04 October 2019

Designing surfaces of multimetal oxides for catalysis: Quality or quantity?

Lecture of the Department of Materials Science

Friday 4th October 2019
h. 2.30 p.m.
Seminar Room, 1st Floor, U5 Building – via Roberto Cozzi 55, Milano

Lecturer: Simone Mascotto - Institute of Inorganic and Applied Chemistry, University of Hamburg, 20146 Hamburg

Title: Designing surfaces of multimetal oxides for catalysis: Quality or quantity?

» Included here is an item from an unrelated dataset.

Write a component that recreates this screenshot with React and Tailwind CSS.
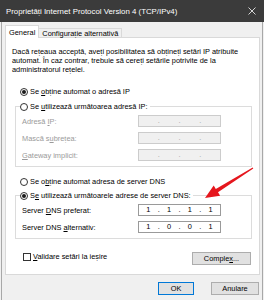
import React from 'react';

const font = { fontFamily: '"Liberation Sans", Arial, sans-serif' };

// Radio button drawn with css circles
const Radio = ({ checked }) => (
  <span className="w-[8px] h-[8px] rounded-full border border-[#333333] bg-white flex items-center justify-center shrink-0">
    {checked && <span className="w-[4px] h-[4px] rounded-full bg-[#1a1a1a]" />}
  </span>
);

const RadioRow = ({ checked, pre, ul, post }) => (
  <div className="flex items-center gap-[2px] h-[9px]">
    <Radio checked={checked} />
    <span className="whitespace-nowrap">
      {pre}
      <span className="underline underline-offset-1">{ul}</span>
      {post}
    </span>
  </div>
);

// IP address field with 4 segments
const IpField = ({ values, disabled }) => (
  <div
    className={
      'w-[83px] h-[12px] border flex items-center ' +
      (disabled ? 'bg-[#f0f0f0] border-[#cccccc] text-[#a0a0a0]' : 'bg-white border-[#9a9a9a] text-black')
    }
  >
    {[0, 1, 2, 3].map((i) => (
      <React.Fragment key={i}>
        {i > 0 && <span className="w-[2px] text-center leading-none">.</span>}
        <span className="flex-1 text-center leading-none">{values ? values[i] : ''}</span>
      </React.Fragment>
    ))}
  </div>
);

const FieldRow = ({ label, ul, rest, pre = '', values, disabled }) => (
  <div className="flex items-center pl-[2px]">
    <span className={'w-[116px] whitespace-nowrap ' + (disabled ? 'text-[#9a9a9a]' : 'text-black')}>
      {pre}
      <span className="underline underline-offset-1">{ul}</span>
      {rest}
    </span>
    <IpField values={values} disabled={disabled} />
  </div>
);

export default function App() {
  return (
    <div className="w-[264px] h-[300px] bg-[#f0f0f0] flex flex-col relative overflow-hidden text-[7.4px] leading-[9px] text-black" style={font}>
      {/* Title bar */}
      <div className="h-[22px] bg-[#3b3b3b] flex items-center justify-between pl-[6px] pr-[8px] text-[7.85px] text-white">
        <span className="whitespace-nowrap">Proprietăți Internet Protocol Version 4 (TCP/IPv4)</span>
        <svg width="8" height="8" viewBox="0 0 8 8" className="mr-[0px]">
          <path d="M0.5 0.5 L7.5 7.5 M7.5 0.5 L0.5 7.5" stroke="#e6e6e6" strokeWidth="0.9" fill="none" />
        </svg>
      </div>

      {/* Window body */}
      <div className="flex-1 mx-[1px] border-x border-[#a8a8a8] flex flex-col">
        {/* Tabs */}
        <div className="flex items-end h-[12px] mt-[3px] ml-[3px] relative z-10">
          <div className="h-[13px] -mb-[1px] bg-white border border-b-0 border-[#d9d9d9] px-[3px] flex items-center">
            General
          </div>
          <div className="h-[9px] border border-b-0 border-l-0 border-[#d9d9d9] px-[3px] flex items-center whitespace-nowrap">
            Configurație alternativă
          </div>
        </div>

        {/* Panel */}
        <div className="h-[238px] ml-[3px] mr-[2px] bg-white border border-[#d9d9d9] flex flex-col">
          <p className="pt-[9px] pl-[6px] whitespace-nowrap">
            Dacă rețeaua acceptă, aveți posibilitatea să obțineți setări IP atribuite
            <br />
            automat. În caz contrar, trebuie să cereți setările potrivite de la
            <br />
            administratorul rețelei.
          </p>

          <div className="mt-[13px] pl-[14px]">
            <RadioRow checked pre="Se " ul="o" post="bține automat o adresă IP" />
          </div>

          <fieldset className="mt-[6px] ml-[9px] mr-[7px] border border-[#dcdcdc] pl-[4px] pb-[5px]">
            <legend className="pr-[2px]">
              <RadioRow pre="Se " ul="u" post="tilizează următoarea adresă IP:" />
            </legend>
            <div className="flex flex-col gap-[5px] pt-[4px]">
              <FieldRow disabled pre="Adresă " ul="I" rest="P:" />
              <FieldRow disabled pre="Mască s" ul="u" rest="brețea:" />
              <FieldRow disabled ul="G" rest="ateway implicit:" />
            </div>
          </fieldset>

          <div className="mt-[10px] pl-[14px]">
            <RadioRow pre="Se o" ul="b" post="ține automat adresa de server DNS" />
          </div>

          <fieldset className="mt-[5px] ml-[9px] mr-[7px] border border-[#dcdcdc] pl-[4px] pb-[5px]">
            <legend className="pr-[2px]">
              <RadioRow checked pre="S" ul="e" post=" utilizează următoarele adrese de server DNS:" />
            </legend>
            <div className="flex flex-col gap-[5px] pt-[4px]">
              <FieldRow pre="Server " ul="D" rest="NS preferat:" values={['1', '1', '1', '1']} />
              <FieldRow pre="Server DNS " ul="a" rest="lternativ:" values={['1', '0', '0', '1']} />
            </div>
          </fieldset>

          <div className="mt-[13px] flex items-start justify-between pl-[17px] pr-[8px]">
            <label className="flex items-center gap-[2px] h-[9px]">
              <span className="w-[8px] h-[8px] border border-[#333333] bg-white shrink-0" />
              <span className="whitespace-nowrap">
                <span className="underline underline-offset-1">V</span>alidare setări la ieșire
              </span>
            </label>
            <button className="w-[59px] h-[13px] bg-[#e1e1e1] border border-[#adadad] flex items-center justify-center">
              <span>
                Comple<span className="underline underline-offset-1">x</span>...
              </span>
            </button>
          </div>
        </div>

        {/* Dialog buttons */}
        <div className="mt-[7px] mr-[3px] flex justify-end gap-[17px]">
          <button className="w-[36px] h-[13px] bg-[#e1e1e1] border border-[#0078d7] flex items-center justify-center">
            OK
          </button>
          <button className="w-[48px] h-[13px] bg-[#e1e1e1] border border-[#adadad] flex items-center justify-center">
            Anulare
          </button>
        </div>
      </div>

      {/* Red annotation arrow */}
      <svg className="absolute left-0 top-0 pointer-events-none" width="264" height="300" viewBox="0 0 264 300">
        <polygon
          points="252.7,167.6 215.8,188.9 213.7,185.5 205,198 220.1,195.7 218,192.3 253.3,168.4"
          fill="#e5161d"
        />
      </svg>
    </div>
  );
}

Abstract. The development of cost-effective, efficient of pollution abatement technologies covers a key role in nowadays society. An optimal catalyst for these applications should be highly active, stable and comprised of earth-abundant materials. In these regards, perovskite oxide family with general formula ABO3 is a favorable class of materials, thanks to their structural flexibility and ease in accommodating non-stoichiometry.
In this talk, the development of synthesis strategies that encompass variation of chemical composition, material morphology and defect structure of perovskite oxide catalysts is presented.
Chemically complex mesoporous perovskite oxides were prepared by La- and Fe- co-substitution in the SrTiO3 lattice to form La0.3Sr0.7Ti1-xFexO3±δ solid solutions with a composition variation between 0 ≤ x ≤ 0.5. The choice of cationic substituents was based on the compromise between stability and catalytic performance. Porosity and nanostructure tuning of SrTiO3-based systems were realized through a straightforward inorganic endotemplating route integrated into a polymer complex synthesis. Finally, the consolidation of SrTiO3-based nanoparticles by electric field-assisted treatments determined significant modification of the point defect structure of the materials along with their conductivity mechanism, thus resulting in high surface reactivity and improve catalytic performance.
This multistep material development perspective aims to present the preparation of oxide architecture with tunable functional properties as a forward-looking strategy towards catalysts with higher performance.